To justify their brutal raid, the public prosecutor’s office used a criminal offence that probably hardly anyone has ever heard of: Falsification of evidentiary data. This reads: “Whoever, for the purpose of deception in legal transactions, stores or alters evidentiary data in such a way that, if it were perceived, a false or falsified document would exist, or uses data stored or altered in such a way, shall be punished with imprisonment for not more than five years or with a fine.”

This penal rule was introduced in 1986 to combat computer crime, to close gaps in criminal liability in the area of document forgery. But even in fraudulent online trading, it is disputed whether the mere creation of fake accounts using false personal data, for example, on eBay and the subsequent sale of goods under this account fulfils the offence in law. The Hamm Higher Regional Court (Oberlandesgericht) had denied this, the Berlin Court of Appeal later affirmed it.

However, it is undisputed that ZPS neither made nor wanted to make a profit, and criminal fraud was not in question when the house search was conducted. Nevertheless, the Berlin Attorney General’s Office justified the searches on this ground. In the case of “classic acts of fraud on the internet, which go hand in hand with this statute (Section 269), searches are not unusual,” a spokeswoman explained.

In case law, so far there have only been convictions for violations of Section 269 if some form of fraud was involved, i.e., the perpetrators wanted to obtain money or assets by deception. In the case of false statements without the intention of enrichment, on the other hand, there is already an absence of “deception in legal transactions” due to the lack of legal relevance.

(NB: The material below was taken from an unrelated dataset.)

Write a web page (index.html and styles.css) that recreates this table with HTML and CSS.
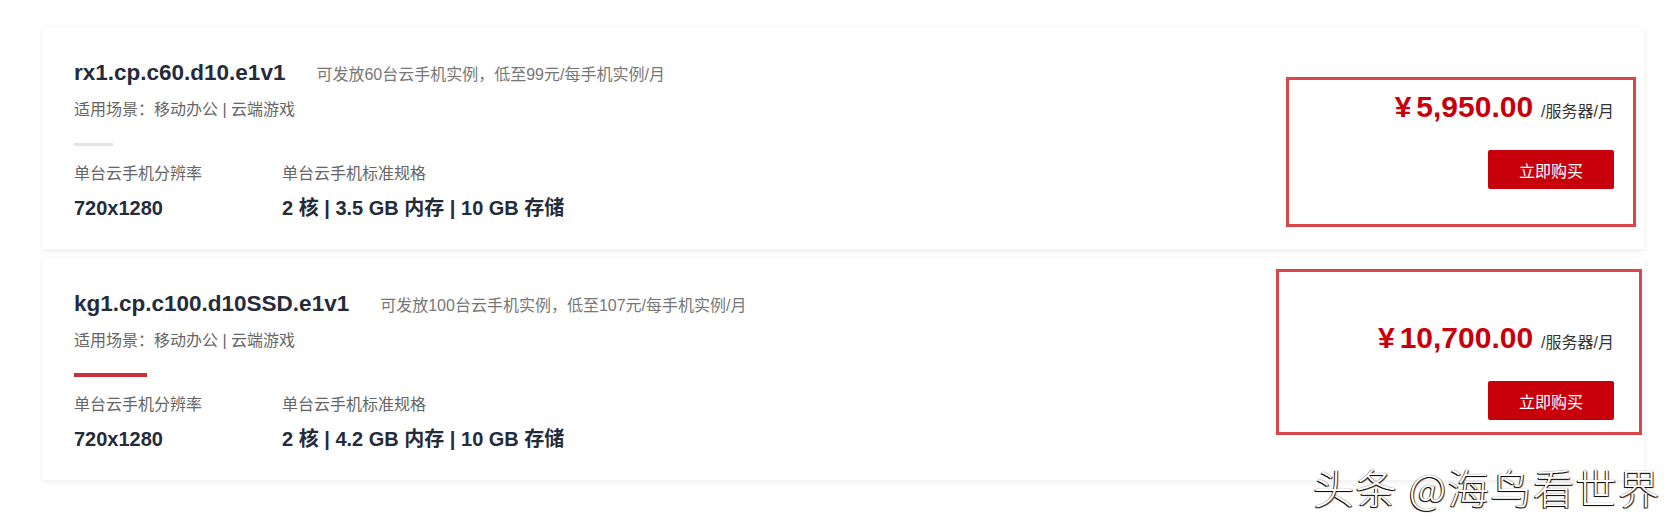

The protection of the trust of a right-wing extremist party—whether someone actually wanted to distribute its leaflets—is hardly covered by the protective purpose of Section 269 of the Criminal Code but could at most be clarified under civil law.

ZPS spokesperson Pelzer told netzpolitik.org the suspicion was that the investigations could also be a pretext: “With this procedure, the State Protection Service can screen our structures and at the same time try to intimidate us.”

The ZPS has filed a complaint against the search warrant and called on “the whole of civil society” to “repel this attack on artistic freedom.” Their call is fully justified. If the view of the Berlin public prosecutor’s office prevails, artistic freedom, even freedom of the press, is massively threatened.

Working with fake identities has been common among artists, comedians and journalists for decades.

Journalists often depend on working for someone using a false identity for undercover research so they can expose wrongdoing. In Germany, for example, Günter Wallraff falsely posed as an arms dealer, and under the pseudonym Hans Esser, worked for several months as an editor for the tabloid Bild. He did not do this to write articles in the interest of the newspaper, but to expose its retrograde brand of pseudo-journalism.

So-called telephone pranks for radio and television, in which companies, authorities, politicians and celebrities are called and made fun of using false identities and under false pretences, also have a decades-long tradition in Germany. Erich Kästner (author of Emil and the Detectives) had dedicated the poem “Das verhexte Telefon” (The bewitched telephone) to the prank call in 1932.

The new Berlin Interior Senator, Iris Spranger (Social Democratic Party, SPD), did not want to say whether she had been informed about the raid on ZPS. Her press office responded to netzpolitik.org’s enquiry saying that the senator did not interfere and did not react to specific queries. In response to a press enquiry from netzpolitik.org, Berlin Culture Senator Klaus Lederer (Left Party) said he did not want to comment on what he thought about house searches of known artist groups.

A spokeswoman for the Senate Department of Justice, led by Left Party politician and law professor Lena Kreck, who is authorised to give instructions to and supervise the public prosecutor’s office, refused to comment on the matter when asked by junge Welt.

The fact that the SPD-Left Party-Green Berlin Senate (state executive) under Franziska Giffey (SPD), which has only been in office for a month, as one of its first official acts, is taking police action against a group of artists who have carried out an art action against a far-right outfit, shows what can also be expected from these parties in the future: they will not take action against right-wingers, but against their opponents.